Prior to the character's rework, Torbjörn's turrets proved a contentious topic regarding Overwatchs gameplay. Nathan Grayson of Kotaku shared Groot's comparison of the character to the Engineer, but felt that the turrets proved too efficient at killing opponents, often allowing the Torbjörn player to stay out of harm's way and rely exclusively on them. Grayson felt to some extent while the character was indeed overpowered for Overwatch, he still required skill to play effectively, and questioned how much of the issue was actual player learning curve. Others such as Adam Rosenberg for Mashable emphasized the difficulty of players using a video game console controller over keyboard and mouse to contend with the turrets, and pointed out the significant outcry from the player community, with just one Torbjörn player able to sit back and continually heal his turrets.
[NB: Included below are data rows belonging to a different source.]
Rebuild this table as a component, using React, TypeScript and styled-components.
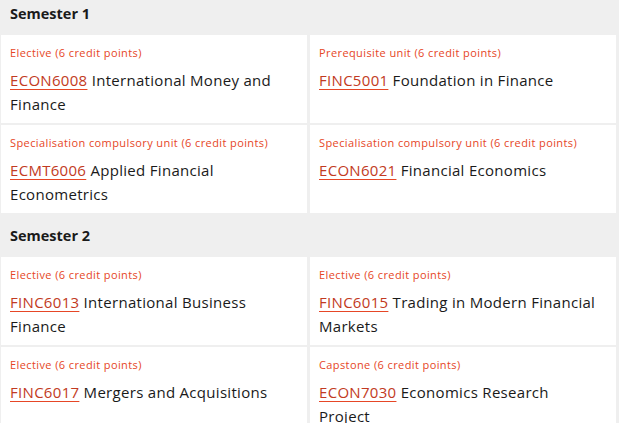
import React from "react";
import styled, { createGlobalStyle } from "styled-components";

const Global = createGlobalStyle`
  html, body { margin: 0; padding: 0; background: #ffffff; }
  body { font-family: "Open Sans", sans-serif; }
`;

const Viewport = styled.div`
  height: 423px;
  overflow: hidden;
`;

const Page = styled.div`
  width: 619px;
  background: #efefef;
  margin-top: -8px;
`;

const Section = styled.section`
  display: flex;
  flex-direction: column;
`;

const SemesterHeader = styled.h3`
  margin: 0;
  height: 43px;
  display: flex;
  align-items: center;
  padding-left: 10px;
  font-size: 14.5px;
  font-weight: 700;
  color: #1a1a1a;
`;

const Grid = styled.div`
  display: grid;
  grid-template-columns: 306px 306px;
  column-gap: 3px;
  row-gap: 2px;
  padding-left: 1px;
  padding-bottom: 1px;
`;

const Card = styled.div`
  background: #ffffff;
  padding: 10px 14px 7px 9px;
  min-height: 71px;
`;

const Label = styled.div`
  font-size: 11px;
  line-height: 16px;
  color: #e64626;
  letter-spacing: 0.4px;
`;

const Title = styled.div`
  margin-top: 7px;
  font-size: 15px;
  line-height: 24px;
  color: #1a1a1a;
  letter-spacing: 0.3px;
`;

const Code = styled.a`
  color: #c23a22;
  text-decoration: underline;
  text-decoration-color: #e64626;
  text-underline-offset: 3px;
`;

type Unit = { label: string; code: string; name: string };

const semesters: { title: string; units: Unit[] }[] = [
  {
    title: "Semester 1",
    units: [
      { label: "Elective (6 credit points)", code: "ECON6008", name: "International Money and Finance" },
      { label: "Prerequisite unit (6 credit points)", code: "FINC5001", name: "Foundation in Finance" },
      { label: "Specialisation compulsory unit (6 credit points)", code: "ECMT6006", name: "Applied Financial Econometrics" },
      { label: "Specialisation compulsory unit (6 credit points)", code: "ECON6021", name: "Financial Economics" },
    ],
  },
  {
    title: "Semester 2",
    units: [
      { label: "Elective (6 credit points)", code: "FINC6013", name: "International Business Finance" },
      { label: "Elective (6 credit points)", code: "FINC6015", name: "Trading in Modern Financial Markets" },
      { label: "Elective (6 credit points)", code: "FINC6017", name: "Mergers and Acquisitions" },
      { label: "Capstone (6 credit points)", code: "ECON7030", name: "Economics Research Project" },
    ],
  },
];

export default function App() {
  return (
    <>
      <Global />
      <Viewport>
        <Page>
          {semesters.map((s) => (
            <Section key={s.title}>
              <SemesterHeader>{s.title}</SemesterHeader>
              <Grid>
                {s.units.map((u) => (
                  <Card key={u.code}>
                    <Label>{u.label}</Label>
                    <Title>
                      <Code href="#">{u.code}</Code> {u.name}
                    </Title>
                  </Card>
                ))}
              </Grid>
            </Section>
          ))}
        </Page>
      </Viewport>
    </>
  );
}
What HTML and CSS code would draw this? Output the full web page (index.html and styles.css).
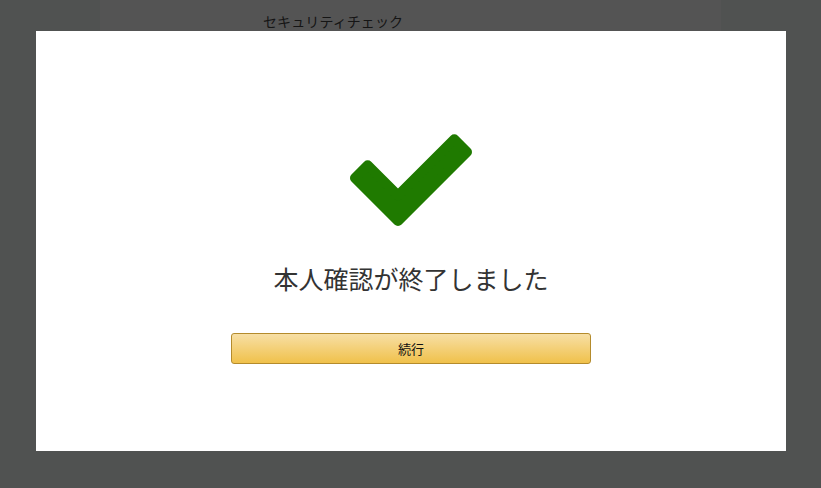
FILE: index.html
```html
<!DOCTYPE html>
<html lang="ja">
<head>
<meta charset="utf-8">
<title>セキュリティチェック</title>
<link rel="stylesheet" href="styles.css">
</head>
<body>
<div class="page">
  <div class="page-title">セキュリティチェック</div>
</div>
<div class="modal">
  <svg class="check" width="134" height="106" viewBox="0 0 134 106" aria-hidden="true">
    <polygon points="54,95 11,52 23.7,39.3 54,69.5 110.3,13.3 123,26" fill="#1f7a00" stroke="#1f7a00" stroke-width="10" stroke-linejoin="round"/>
  </svg>
  <h1 class="heading">本人確認が終了しました</h1>
  <button class="btn" type="button">続行</button>
</div>
</body>
</html>
```
FILE: styles.css
```css
html, body {
  margin: 0;
  padding: 0;
}
body {
  width: 821px;
  height: 488px;
  background: #505251;
  font-family: "Noto Sans CJK JP", "Noto Sans", "Liberation Sans", sans-serif;
  overflow: hidden;
  position: relative;
}
.page {
  margin-left: 100px;
  width: 621px;
  height: 31px;
  background: #545454;
  box-sizing: border-box;
  padding-top: 11px;
  padding-left: 163px;
}
.page-title {
  font-size: 14px;
  line-height: 20px;
  color: #151515;
  letter-spacing: 0.1px;
}
.modal {
  position: absolute;
  left: 36px;
  top: 31px;
  width: 750px;
  height: 420px;
  background: #ffffff;
  display: flex;
  flex-direction: column;
  align-items: center;
}
.check {
  display: block;
  margin-top: 95px;
}
.heading {
  margin: 31px 0 0 0;
  font-size: 25px;
  line-height: 30px;
  font-weight: 400;
  color: #333333;
}
.btn {
  margin-top: 40px;
  width: 360px;
  height: 31px;
  box-sizing: border-box;
  border: 1px solid #b48b2c;
  border-radius: 3px;
  background: linear-gradient(to bottom, #f7dfa5, #f0c14b);
  font-family: "Noto Sans CJK JP", "Noto Sans", sans-serif;
  font-size: 13px;
  line-height: 29px;
  color: #111111;
  padding: 0;
}
```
This frustration extended into the game's "Play of the Game" feature, a post-match highlight reel, that would often show the Torbjörn player either dead or doing something uninvolved while the turrets killed opponents, becoming an internet meme. Meanwhile, Riot Games took player response to characters such as Torbjörn and the Team Fortress 2 Engineer into consideration when developing the character Killjoy, a turret user in their game Valorant, and wanted to implement the character's turrets in a way that ran contrary to player perception.